The Meaning TEST: A Critical Thinking Tool
For several years, I have followed Dr. Richard Paul's work. He is the Director of Research and Professional Development at the Center for Critical Thinking and Chair of the National Council for Excellence in Critical Thinking. At Denver Academy, we have adapted some of Dr. Paul’s strategies in our elementary, middle, and high school classrooms. One of my favorite strategies is the Meaning TEST. Along the lines of a traditional Socratic Method, this strategy for analyzing, questioning, evaluating, and synthesizing is a simple and practical way to incorporate critical thinking skills into our everyday lessons.
The Meaning part of the slogan leads off with a series of suggested questions to pose at the beginning of a discussion or exploration of a topic. The acronym TEST follows with further specific lines of clarifying questions that help to more completely and accurately understand the issue, topic or problem being discussed.
Meaning: what do you mean by this? Can you tell me more? It seems to me you are saying ____. What is your main point? What do you think was meant by that remark? Can someone summarize what is being discussed? What is your point of view?
T: Is this true? What are you assuming? Is this always true? What could we assume instead? You seem to have this point of view. How would other groups respond? What would someone who disagrees say?

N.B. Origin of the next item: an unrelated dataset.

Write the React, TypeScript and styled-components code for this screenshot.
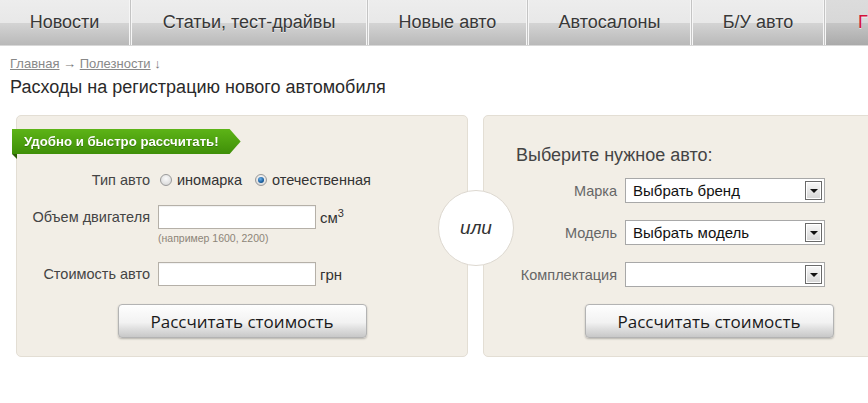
import React from "react";
import styled, { createGlobalStyle } from "styled-components";

const GlobalStyle = createGlobalStyle`
  html, body { margin: 0; padding: 0; overflow: hidden; background: #fff; }
  body {
    width: 868px; height: 403px;
    font-family: "Liberation Sans", Arial, sans-serif;
    color: #333;
  }
  * { box-sizing: border-box; }
`;

const Nav = styled.nav`
  display: flex;
  gap: 1px;
  height: 46px;
  background: #c4c4c4;
  border-bottom: 1px solid #d8d8d8;
  overflow: hidden;
`;

const Tab = styled.a<{ $w: number; $first?: boolean; $accent?: boolean }>`
  flex: 0 0 ${(p) => p.$w}px;
  display: flex;
  align-items: center;
  font-size: 18px;
  color: ${(p) => (p.$accent ? "#d4103a" : "#383838")};
  text-shadow: 0 1px 0 rgba(255, 255, 255, 0.6);
  white-space: nowrap;
  border-left: ${(p) => (p.$first ? "none" : "1px solid #f6f6f6")};
  border-right: 1px solid #f6f6f6;
  background: ${(p) =>
    p.$accent
      ? "linear-gradient(#dcdcdc 0%, #d8d8d8 50%, #c6c6c6 51%, #aaaaaa 100%)"
      : "linear-gradient(#ededed 0%, #e8e8e8 50%, #d4d4d4 51%, #b9b9b9 100%)"};
  justify-content: ${(p) => (p.$accent ? "flex-start" : "center")};
  padding-left: ${(p) => (p.$accent ? "32px" : "0")};
`;

const Main = styled.main`
  padding-left: 10px;
`;

const Crumbs = styled.div`
  margin-top: 10px;
  font-size: 13px;
  line-height: 16px;
  color: #777;
`;

const CrumbLink = styled.a`
  color: #888;
  text-decoration: underline;
`;

const Title = styled.h1`
  margin: 4px 0 0;
  font-size: 18px;
  font-weight: normal;
  line-height: 22px;
  color: #2a2a2a;
`;

const Panels = styled.div`
  position: relative;
  display: flex;
  gap: 15px;
  margin: 17px 0 0 6px;
`;

const Panel = styled.section`
  position: relative;
  flex: 0 0 452px;
  height: 242px;
  background: #f2eee6;
  border: 1px solid #e3ded4;
  border-radius: 5px;
`;

const LeftPanel = styled(Panel)`
  padding-top: 54px;
`;

const RightPanel = styled(Panel)`
  padding-top: 29px;
`;

const Ribbon = styled.div`
  position: absolute;
  left: -5px;
  top: 13px;
  height: 25px;
  padding: 0 22px 0 12px;
  display: flex;
  align-items: center;
  font-size: 13.2px;
  font-weight: bold;
  color: #fff;
  text-shadow: 0 1px 0 rgba(0, 0, 0, 0.25);
  background: linear-gradient(#5db417, #3f8f08);
  clip-path: polygon(0 0, calc(100% - 11px) 0, 100% 50%, calc(100% - 11px) 100%, 0 100%);
  filter: drop-shadow(0 1px 1px rgba(0, 0, 0, 0.3));
`;

const RibbonFold = styled.span`
  position: absolute;
  left: -5px;
  top: 38px;
  width: 0;
  height: 0;
  border-top: 5px solid #2c5d06;
  border-left: 5px solid transparent;
`;

const Row = styled.div<{ $mt?: number }>`
  display: flex;
  align-items: center;
  margin-top: ${(p) => p.$mt ?? 0}px;
  min-height: 20px;
`;

const Label = styled.span<{ $muted?: boolean }>`
  flex: 0 0 133px;
  text-align: right;
  margin-right: 8px;
  font-size: 14.5px;
  color: ${(p) => (p.$muted ? "#666" : "#444")};
  white-space: nowrap;
`;

const RadioGroup = styled.div`
  display: flex;
  align-items: center;
  font-size: 14.5px;
  color: #333;
`;

const Radio = styled.span<{ $checked?: boolean }>`
  position: relative;
  width: 12px;
  height: 12px;
  margin-left: 2px;
  border-radius: 50%;
  border: 1px solid #9a9a9a;
  background: radial-gradient(circle at 50% 35%, #fafafa 0%, #dedede 70%, #c8c8c8 100%);
  margin-right: 5px;
  &::after {
    content: "";
    display: ${(p) => (p.$checked ? "block" : "none")};
    position: absolute;
    left: 2px;
    top: 2px;
    width: 6px;
    height: 6px;
    border-radius: 50%;
    background: radial-gradient(circle at 40% 35%, #6ab0ea 0%, #1b5f9e 60%, #0d3a66 100%);
  }
`;

const Option = styled.span`
  margin-right: 11px;
`;

const TextInput = styled.span`
  display: block;
  width: 158px;
  height: 24px;
  background: #fff;
  border: 1px solid #b5b0a8;
  box-shadow: inset 0 1px 1px rgba(0, 0, 0, 0.06);
`;

const Unit = styled.span`
  margin-left: 4px;
  font-size: 15px;
  color: #333;
  sup {
    font-size: 11px;
    vertical-align: 6px;
    line-height: 0;
  }
`;

const Hint = styled.div`
  margin: 3px 0 0 141px;
  font-size: 10.5px;
  line-height: 12px;
  color: #8d8578;
`;

const Button = styled.button<{ $mt: number }>`
  display: block;
  width: 249px;
  height: 34px;
  margin: ${(p) => p.$mt}px auto 0;
  border: 1px solid #b3b3b3;
  border-radius: 4px;
  background: linear-gradient(#fefefe 0%, #f2f2f2 55%, #dedede 75%, #c8c8c8 100%);
  box-shadow: 0 1px 2px rgba(0, 0, 0, 0.25);
  font-family: "Open Sans", "Liberation Sans", sans-serif;
  font-size: 17px;
  color: #1a1a1a;
  padding: 0;
`;

const PanelTitle = styled.h2`
  margin: 0 0 13px 32px;
  font-size: 18px;
  font-weight: normal;
  line-height: 20px;
  color: #444;
`;

const SelectRow = styled.div<{ $mt?: number }>`
  display: flex;
  align-items: center;
  margin-top: ${(p) => p.$mt ?? 0}px;
`;

const Select = styled.div`
  display: flex;
  align-items: center;
  width: 200px;
  height: 25px;
  background: #fff;
  border: 1px solid #a8a8a8;
  padding: 0 2px 0 7px;
  font-size: 15px;
  color: #111;
`;

const SelectText = styled.span`
  flex: 1;
  white-space: nowrap;
`;

const Arrow = styled.span`
  display: flex;
  align-items: center;
  justify-content: center;
  width: 17px;
  height: 19px;
  border: 1px solid #6a6a6a;
  box-shadow: inset 0 0 0 1px #fff;
  background: linear-gradient(#f8f8f8, #d6d6d6);
  &::before {
    content: "";
    width: 0;
    height: 0;
    border-left: 4px solid transparent;
    border-right: 4px solid transparent;
    border-top: 4px solid #111;
  }
`;

const OrCircle = styled.div`
  position: absolute;
  left: 422px;
  top: 75px;
  width: 76px;
  height: 76px;
  border-radius: 50%;
  background: #fff;
  border: 1px solid #ddd8d0;
  display: flex;
  align-items: center;
  justify-content: center;
  font-size: 19px;
  font-style: italic;
  color: #333;
  z-index: 2;
`;

export default function App() {
  return (
    <>
      <GlobalStyle />
      <Nav>
        <Tab $w={130} $first>Новости</Tab>
        <Tab $w={236}>Статьи, тест-драйвы</Tab>
        <Tab $w={159}>Новые авто</Tab>
        <Tab $w={163}>Автосалоны</Tab>
        <Tab $w={132}>Б/У авто</Tab>
        <Tab $w={60} $accent>Г</Tab>
      </Nav>
      <Main>
        <Crumbs>
          <CrumbLink>Главная</CrumbLink> → <CrumbLink>Полезности</CrumbLink> ↓
        </Crumbs>
        <Title>Расходы на регистрацию нового автомобиля</Title>
        <Panels>
          <LeftPanel>
            <Ribbon>Удобно и быстро рассчитать!</Ribbon>
            <RibbonFold />
            <Row>
              <Label>Тип авто</Label>
              <RadioGroup>
                <Radio />
                <Option>иномарка</Option>
                <Radio $checked />
                <Option>отечественная</Option>
              </RadioGroup>
            </Row>
            <Row $mt={15}>
              <Label>Объем двигателя</Label>
              <TextInput />
              <Unit>
                см<sup>3</sup>
              </Unit>
            </Row>
            <Hint>(например 1600, 2200)</Hint>
            <Row $mt={18}>
              <Label>Стоимость авто</Label>
              <TextInput />
              <Unit>грн</Unit>
            </Row>
            <Button $mt={18}>Рассчитать стоимость</Button>
          </LeftPanel>
          <RightPanel>
            <PanelTitle>Выберите нужное авто:</PanelTitle>
            <SelectRow>
              <Label $muted>Марка</Label>
              <Select>
                <SelectText>Выбрать бренд</SelectText>
                <Arrow />
              </Select>
            </SelectRow>
            <SelectRow $mt={17}>
              <Label $muted>Модель</Label>
              <Select>
                <SelectText>Выбрать модель</SelectText>
                <Arrow />
              </Select>
            </SelectRow>
            <SelectRow $mt={17}>
              <Label $muted>Комплектация</Label>
              <Select>
                <SelectText />
                <Arrow />
              </Select>
            </SelectRow>
            <Button $mt={17}>Рассчитать стоимость</Button>
          </RightPanel>
          <OrCircle>или</OrCircle>
        </Panels>
      </Main>
    </>
  );
}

E: Evidence. How do you know? What would be an example? Is there good evidence to believe this? Are these reasons adequate? Can someone give evidence to support this?
S: So what? So what are the implications and inferences? What are you implying? What effect would that have? Would that necessarily happen or probably happen?
T: Take a look at conclusions and possible alternative explanations. How could we settle this question? Who can we find out? Are there alternative explanations?